ON THE JOB: Muhammad Hannan fixes a watch at his repair shop in Mansoura.


By Umer Nangiana



Muhammad Hannan made a choice 15 years ago. He decided to leave his modest business back home in Bangladesh and embraced the opportunity of moving to Qatar. Today he is happy he made that decision.
Sitting behind a tiny wooden box at one of the traffic intersections in Mansoura, this watch repairman earns QR2,000 a month and he says he saves up good enough money to feed himself and his family back home.
Not an educated man himself, Hannan intends to educate his three children. He sends his two boys to good schools back home in Barishal, where they live with their mother in a joint family. He says he saves enough money at the end of every month to afford better education for his children.
“The people of Qatar have been really kind and helpful to me. I have made many good friends here and I am happy that I decided to move to this place. Now my two other brothers are also here and we are doing really good,” Hannan tells Community.
He was running a small watch repair shop back in his hometown before arriving in Qatar in the February of 2000. Seeing no prospects of business growth, he had made the decision to leave his family behind and come to a land he knew nothing about.
He did not know the language, the culture, the laws, and above all he did not know if he would be able to find work here.
“When I arrived here, I remember from the airport I went straight to Muaither. Upon seeing a police vehicle, I had run away. I thought I would get into trouble. At least, this is what the police back home used to do. I did not know that the police here were not like that,” Hannan recalls.  
He has many anecdotes, some of them funny, from the first month of his arrival in Doha. As he did not know the language, he found it hard to communicate with the locals. Muaither was the locality where his spent his initial days.
“So I came across this Qatari one day and I told him I was ‘jadeed’ (new) here. Somebody had told me that ‘jadeed’ is the word for new in Arabic and I knew only this word,” Hannan laughs. “He (the Qatari) gave me QR100 then,” he remembers.

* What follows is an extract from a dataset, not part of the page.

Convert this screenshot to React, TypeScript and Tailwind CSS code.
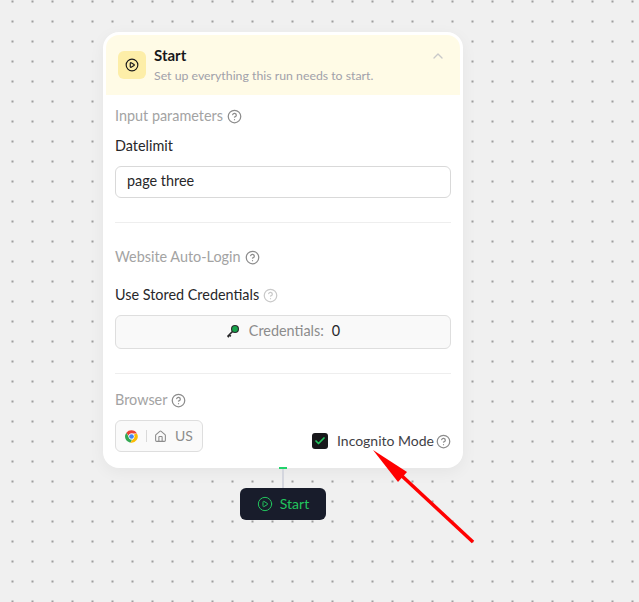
import { Check, ChevronUp, CircleHelp, CirclePlay, House } from "lucide-react";

function ChromeIcon() {
  return (
    <svg width="15" height="15" viewBox="0 0 48 48">
      <path fill="#ea4335" d="M24 4a20 20 0 0 1 17.3 10H24a10 10 0 0 0-9.6 7.2L7.6 11.6A20 20 0 0 1 24 4z" />
      <path fill="#34a853" d="M7.6 11.6l9.1 16.2A10 10 0 0 0 26 33.8l-5.6 9.9A20 20 0 0 1 7.6 11.6z" />
      <path fill="#fbbc05" d="M41.3 14A20 20 0 0 1 20.400 43.700L30.300 29.500A8 8 0 0 0 30.500 18z" />
      <circle cx="24" cy="24" r="9.500" fill="#fff" />
      <circle cx="24" cy="24" r="7.500" fill="#4285f4" />
    </svg>
  );
}

function KeyIcon() {
  return (
    <svg width="14" height="14" viewBox="0 0 14 14">
      <path d="M7 7L1.500 12.500M3.200 10.800l1.600 1.600M1.800 12.200l1.200 1" stroke="#27272a" strokeWidth="1.600" fill="none" />
      <circle cx="9" cy="5" r="4" fill="#27272a" />
      <circle cx="9" cy="5" r="2.900" fill="#16a34a" />
    </svg>
  );
}

export default function App() {
  return (
    <div className="relative h-[602px] w-[639px] overflow-hidden bg-[#f0f0f0] bg-[radial-gradient(circle,#707070_0.6px,transparent_0.9px)] bg-[length:20px_20px] bg-[position:2.5px_-8.5px] pt-8 pl-[103px] font-['Lato','Noto_Sans',sans-serif]">
      <section className="w-[360px] h-[436px] rounded-2xl bg-white p-[3px] shadow-[0_4px_16px_rgba(0,0,0,0.05)]">
        <header className="flex h-[60px] items-start bg-[#fffbe6] rounded-t-[13px] pl-3 pr-4 pt-4">
          <div className="flex size-7 items-center justify-center rounded-md bg-[#fdeea8]">
            <CirclePlay size={14} strokeWidth={2} className="text-[#18181b]" />
          </div>
          <div className="ml-2 flex-1 -mt-[5px]">
            <h3 className="text-[15px] font-bold leading-[18px] text-[#18181b]">Start</h3>
            <p className="text-[12.3px] leading-4 mt-[4px] text-[#a1a1aa]">Set up everything this run needs to start.</p>
          </div>
          <ChevronUp size={16} className="-mt-[3px] mr-[-2px] text-[#c9c9c9]" />
        </header>

        <div className="px-[9px] pt-3">
          <div className="flex h-[18px] items-center gap-[4px] text-[14.4px] text-[#a3a3a3]">
            Input parameters
            <CircleHelp size={15} className="text-[#8c8c8c]" />
          </div>
          <label className="mt-3 block text-[14.4px] leading-[18px] text-[#27272a]">Datelimit</label>
          <div className="mt-[11px] flex h-8 items-center rounded-md border border-[#d9d9d9] px-[11px] pb-[2px] text-[14.4px] text-[#27272a]">
            page three
          </div>
          <div className="mt-6 border-t border-[#eeeeee]" />

          <div className="mt-[25px] flex h-[18px] items-center gap-[4px] text-[14.4px] text-[#a3a3a3]">
            Website Auto-Login
            <CircleHelp size={15} className="text-[#8c8c8c]" />
          </div>
          <div className="mt-5 flex h-[18px] items-center gap-[4px] text-[14.4px] text-[#27272a]">
            Use Stored Credentials
            <CircleHelp size={15} className="text-[#c9c9c9]" />
          </div>
          <div className="mt-[11px] flex h-[34px] items-center justify-center rounded-md border border-[#dedede] bg-[#f9f9f9] pb-[2px] text-[14.4px]">
            <KeyIcon />
            <span className="ml-[9px] text-[#8c8c8c]">Credentials:</span>
            <span className="ml-2 text-[#27272a]">0</span>
          </div>
          <div className="mt-6 border-t border-[#eeeeee]" />

          <div className="mt-[17px] flex h-[18px] items-center gap-[4px] text-[14.4px] text-[#a3a3a3]">
            Browser
            <CircleHelp size={15} className="text-[#8c8c8c]" />
          </div>
          <div className="mt-[11px] flex items-start justify-between">
            <div className="flex h-8 w-[88px] items-center rounded-md border border-[#dedede] bg-[#fafafa] pl-[8px] text-sm text-[#8c8c8c]">
              <ChromeIcon />
              <span className="mx-[7px] h-3 border-l border-[#d9d9d9]" />
              <House size={13} />
              <span className="ml-2">US</span>
            </div>
            <div className="mt-[13px] flex h-4 items-center text-sm text-[#3f3f46]">
              <span className="flex size-4 items-center justify-center rounded-[3px] bg-[#18181b]">
                <Check size={12} strokeWidth={3.5} className="text-[#22c55e]" />
              </span>
              <span className="ml-[9px] -mt-[1px]">Incognito Mode</span>
              <CircleHelp size={15} className="ml-[2px] text-[#8c8c8c]" />
            </div>
          </div>
        </div>
      </section>

      <div className="flex w-[360px] flex-col items-center">
        <div className="-mt-[1px] h-[2px] w-2 bg-[#22d36b]" />
        <div className="h-[19px] w-[2px] bg-[#d4d6de]" />
        <button className="flex h-8 w-[86px] items-center justify-center gap-[7px] rounded-md bg-[#181c2b] pb-[1px] text-sm text-[#22c55e]">
          <CirclePlay size={16} strokeWidth={1.5} />
          Start
        </button>
      </div>

      <svg className="absolute left-0 top-0" width="639" height="602" viewBox="0 0 639 602">
        <path d="M473 542L402 476" stroke="#ff0000" strokeWidth="3.500" fill="none" />
        <path d="M373 450L407 472L398 482Z" fill="#ff0000" />
      </svg>
    </div>
  );
}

Hannan was so naive that he thought QR100 was equivalent of 100 in his country’s currency but realised his folly soon. “I first got to know when I went to a shop and bought something and the shopkeeper asked for only QR2. I asked if he was okay, how could this be only for QR2,” recalls the watch repairer, laughing at his own ignorance in the early days. Hannan says he still remembers that first QR100 had lasted for 22 days!
“I cannot forget that act of generosity from that Qatari man. He had given me money in the time of my need. I can never forget those first QR100,” says Hannan.
Soon, he found his feet and was able to set up a watch repair shop. Gradually, he saw his business doing well and he started saving money to send back home to his family as he was married when he had arrived in Doha.
His eldest son is in grade 10 now. He intends to send him and his other two children to good educational institutions. He says Qatar is the best country in the Gulf to live and work. “It is safe and secure here. The people here in general are good and my sponsor in particular is a very good man. I go to see my family once very year but I know he would not stop me from going more than once if I want to,” says Hannan.
He has never faced any problem living in Doha except that the house rents have gone up sharply in recent times, he adds. Hannan can repair all kinds of watches, specially the automatic ones. He says, at times, he even gets to repair expensive brands like Rolex and Rado.
With his experience, Hannan says, he is able to mend and fix most of the watches, however, if he thinks he would not be able to do it, he tells it to the customer before opening the watch, advising him to take it to the company.
In 15 years, Hannan says he has seen most of Qatar and Dafna as a developing township attracts him the most. However, Muaither remains his favourite place as he has memories attached with the place.